[What is being asked]:
Output the material word for word. Leave each picture out.

[Data section]:

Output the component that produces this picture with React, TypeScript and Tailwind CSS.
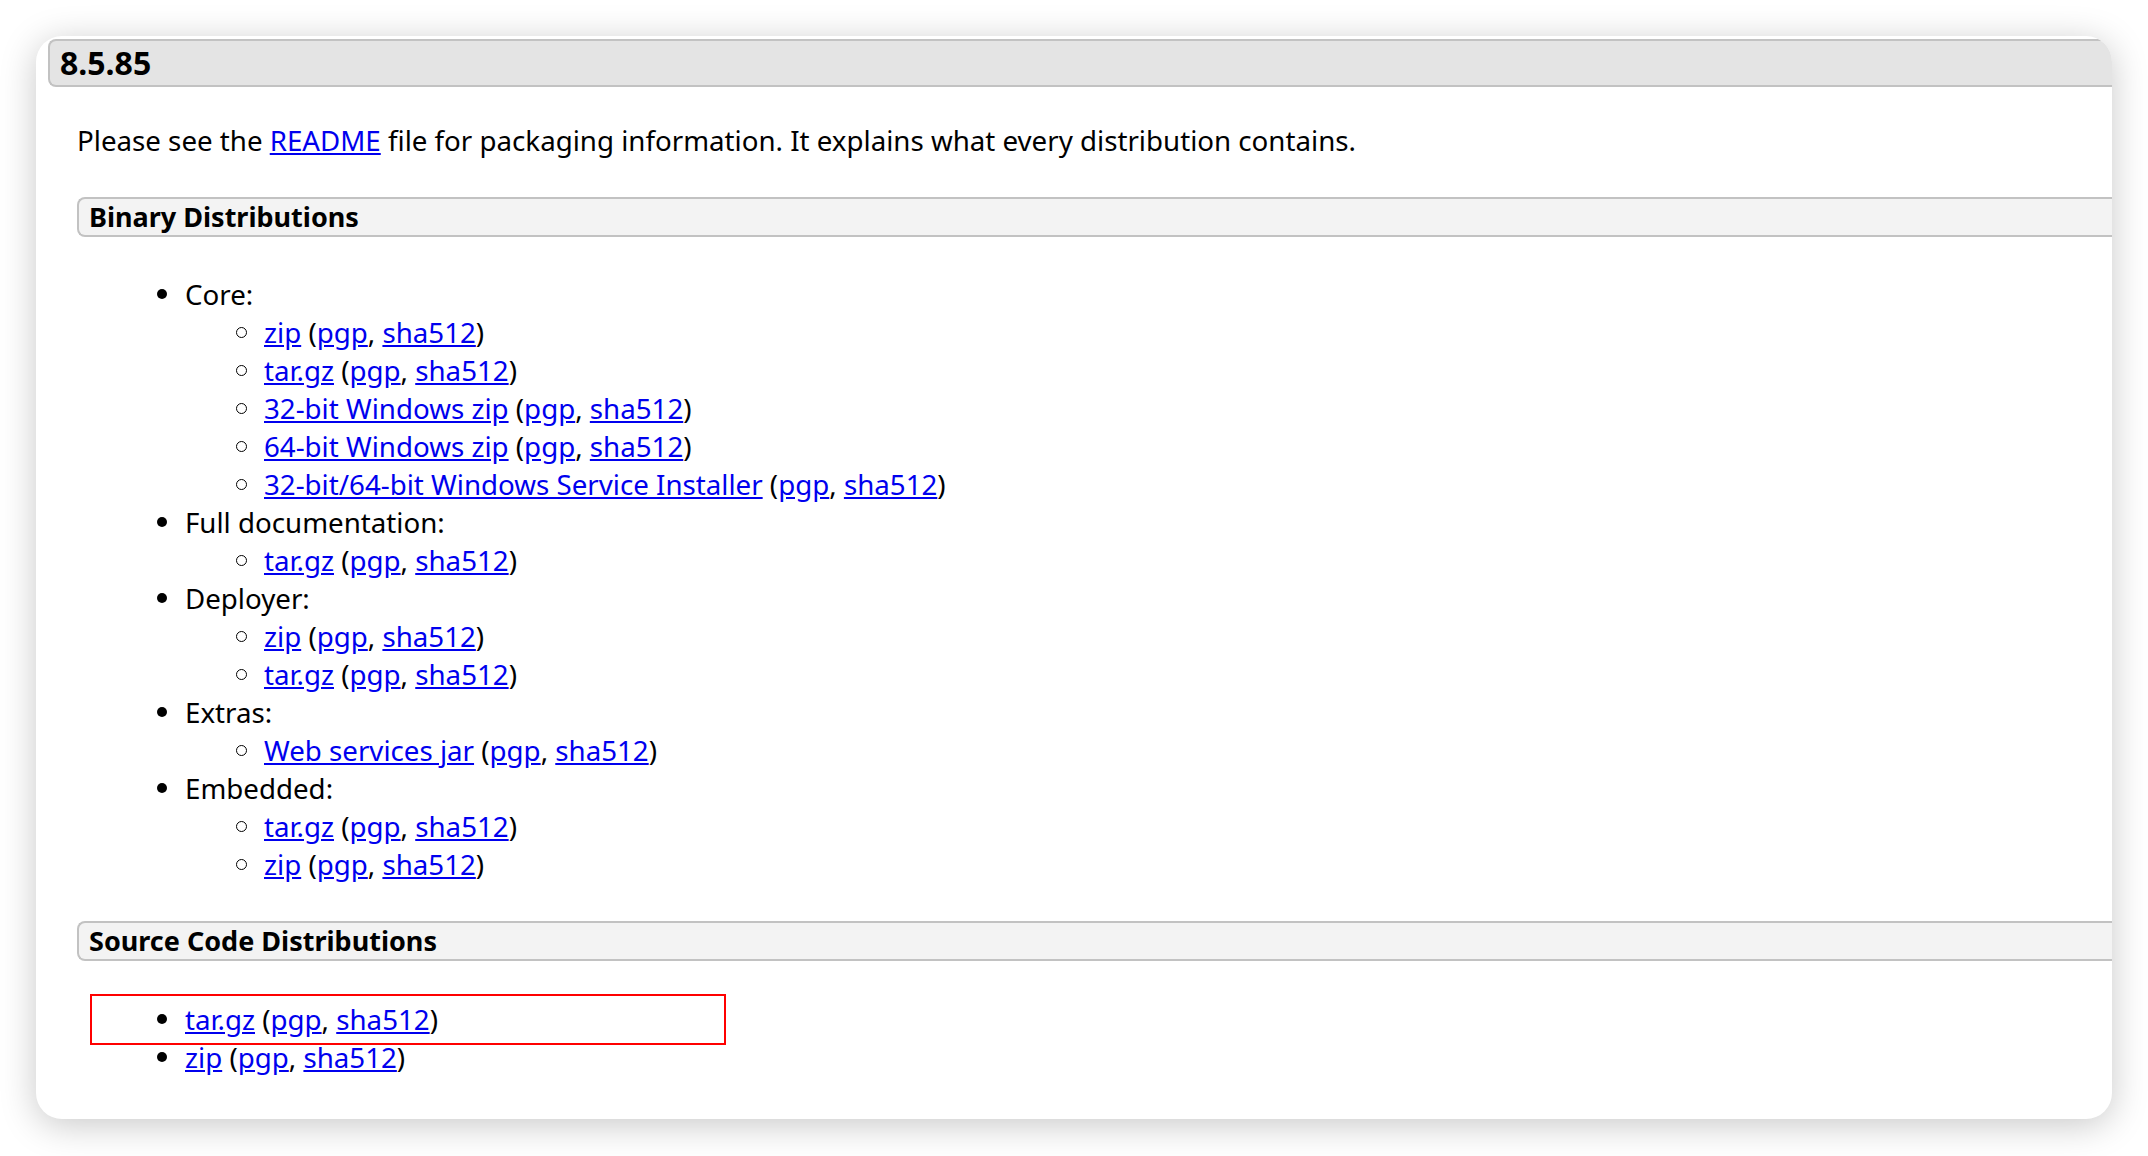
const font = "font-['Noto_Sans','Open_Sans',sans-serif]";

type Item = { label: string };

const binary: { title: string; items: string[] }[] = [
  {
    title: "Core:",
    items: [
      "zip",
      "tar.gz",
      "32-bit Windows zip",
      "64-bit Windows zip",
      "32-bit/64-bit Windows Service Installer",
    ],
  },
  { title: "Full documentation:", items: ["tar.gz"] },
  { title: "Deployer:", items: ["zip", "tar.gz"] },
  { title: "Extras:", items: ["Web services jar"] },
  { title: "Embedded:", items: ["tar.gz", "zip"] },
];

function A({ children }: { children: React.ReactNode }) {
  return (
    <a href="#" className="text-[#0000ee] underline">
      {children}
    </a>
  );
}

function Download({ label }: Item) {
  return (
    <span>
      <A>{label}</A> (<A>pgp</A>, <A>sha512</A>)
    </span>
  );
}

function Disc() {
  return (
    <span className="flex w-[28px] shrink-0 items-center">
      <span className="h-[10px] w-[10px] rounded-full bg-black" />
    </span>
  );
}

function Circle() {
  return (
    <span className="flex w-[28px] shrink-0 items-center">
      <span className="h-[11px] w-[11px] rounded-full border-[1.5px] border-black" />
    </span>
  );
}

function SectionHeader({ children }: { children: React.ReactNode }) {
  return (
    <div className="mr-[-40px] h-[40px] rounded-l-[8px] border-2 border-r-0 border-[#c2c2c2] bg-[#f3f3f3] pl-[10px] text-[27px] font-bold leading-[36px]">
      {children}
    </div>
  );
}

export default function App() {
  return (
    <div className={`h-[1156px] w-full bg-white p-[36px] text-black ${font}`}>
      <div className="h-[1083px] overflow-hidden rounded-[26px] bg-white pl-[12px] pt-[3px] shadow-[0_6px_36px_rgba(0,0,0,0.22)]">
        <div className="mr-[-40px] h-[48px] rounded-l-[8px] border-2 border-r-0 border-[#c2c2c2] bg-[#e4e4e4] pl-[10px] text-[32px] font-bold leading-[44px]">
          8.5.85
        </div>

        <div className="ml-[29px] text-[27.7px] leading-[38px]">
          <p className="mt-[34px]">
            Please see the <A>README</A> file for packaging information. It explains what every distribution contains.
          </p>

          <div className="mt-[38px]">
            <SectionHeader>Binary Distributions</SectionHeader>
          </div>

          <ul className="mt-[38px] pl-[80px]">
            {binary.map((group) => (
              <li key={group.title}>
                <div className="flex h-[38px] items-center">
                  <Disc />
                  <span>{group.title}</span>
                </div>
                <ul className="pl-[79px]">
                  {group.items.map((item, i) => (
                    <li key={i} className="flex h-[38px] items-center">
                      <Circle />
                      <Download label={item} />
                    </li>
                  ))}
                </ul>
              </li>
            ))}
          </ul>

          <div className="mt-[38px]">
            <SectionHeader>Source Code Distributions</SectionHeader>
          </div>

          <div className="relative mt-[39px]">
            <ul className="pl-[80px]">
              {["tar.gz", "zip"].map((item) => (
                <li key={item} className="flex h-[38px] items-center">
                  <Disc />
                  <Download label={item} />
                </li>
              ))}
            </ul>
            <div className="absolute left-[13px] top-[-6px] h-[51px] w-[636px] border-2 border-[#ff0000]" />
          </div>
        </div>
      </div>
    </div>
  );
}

[Result of this task]:
Output the component that produces this picture with React, TypeScript and Tailwind CSS.
const font = "font-['Noto_Sans','Open_Sans',sans-serif]";

type Item = { label: string };

const binary: { title: string; items: string[] }[] = [
  {
    title: "Core:",
    items: [
      "zip",
      "tar.gz",
      "32-bit Windows zip",
      "64-bit Windows zip",
      "32-bit/64-bit Windows Service Installer",
    ],
  },
  { title: "Full documentation:", items: ["tar.gz"] },
  { title: "Deployer:", items: ["zip", "tar.gz"] },
  { title: "Extras:", items: ["Web services jar"] },
  { title: "Embedded:", items: ["tar.gz", "zip"] },
];

function A({ children }: { children: React.ReactNode }) {
  return (
    <a href="#" className="text-[#0000ee] underline">
      {children}
    </a>
  );
}

function Download({ label }: Item) {
  return (
    <span>
      <A>{label}</A> (<A>pgp</A>, <A>sha512</A>)
    </span>
  );
}

function Disc() {
  return (
    <span className="flex w-[28px] shrink-0 items-center">
      <span className="h-[10px] w-[10px] rounded-full bg-black" />
    </span>
  );
}

function Circle() {
  return (
    <span className="flex w-[28px] shrink-0 items-center">
      <span className="h-[11px] w-[11px] rounded-full border-[1.5px] border-black" />
    </span>
  );
}

function SectionHeader({ children }: { children: React.ReactNode }) {
  return (
    <div className="mr-[-40px] h-[40px] rounded-l-[8px] border-2 border-r-0 border-[#c2c2c2] bg-[#f3f3f3] pl-[10px] text-[27px] font-bold leading-[36px]">
      {children}
    </div>
  );
}

export default function App() {
  return (
    <div className={`h-[1156px] w-full bg-white p-[36px] text-black ${font}`}>
      <div className="h-[1083px] overflow-hidden rounded-[26px] bg-white pl-[12px] pt-[3px] shadow-[0_6px_36px_rgba(0,0,0,0.22)]">
        <div className="mr-[-40px] h-[48px] rounded-l-[8px] border-2 border-r-0 border-[#c2c2c2] bg-[#e4e4e4] pl-[10px] text-[32px] font-bold leading-[44px]">
          8.5.85
        </div>

        <div className="ml-[29px] text-[27.7px] leading-[38px]">
          <p className="mt-[34px]">
            Please see the <A>README</A> file for packaging information. It explains what every distribution contains.
          </p>

          <div className="mt-[38px]">
            <SectionHeader>Binary Distributions</SectionHeader>
          </div>

          <ul className="mt-[38px] pl-[80px]">
            {binary.map((group) => (
              <li key={group.title}>
                <div className="flex h-[38px] items-center">
                  <Disc />
                  <span>{group.title}</span>
                </div>
                <ul className="pl-[79px]">
                  {group.items.map((item, i) => (
                    <li key={i} className="flex h-[38px] items-center">
                      <Circle />
                      <Download label={item} />
                    </li>
                  ))}
                </ul>
              </li>
            ))}
          </ul>

          <div className="mt-[38px]">
            <SectionHeader>Source Code Distributions</SectionHeader>
          </div>

          <div className="relative mt-[39px]">
            <ul className="pl-[80px]">
              {["tar.gz", "zip"].map((item) => (
                <li key={item} className="flex h-[38px] items-center">
                  <Disc />
                  <Download label={item} />
                </li>
              ))}
            </ul>
            <div className="absolute left-[13px] top-[-6px] h-[51px] w-[636px] border-2 border-[#ff0000]" />
          </div>
        </div>
      </div>
    </div>
  );
}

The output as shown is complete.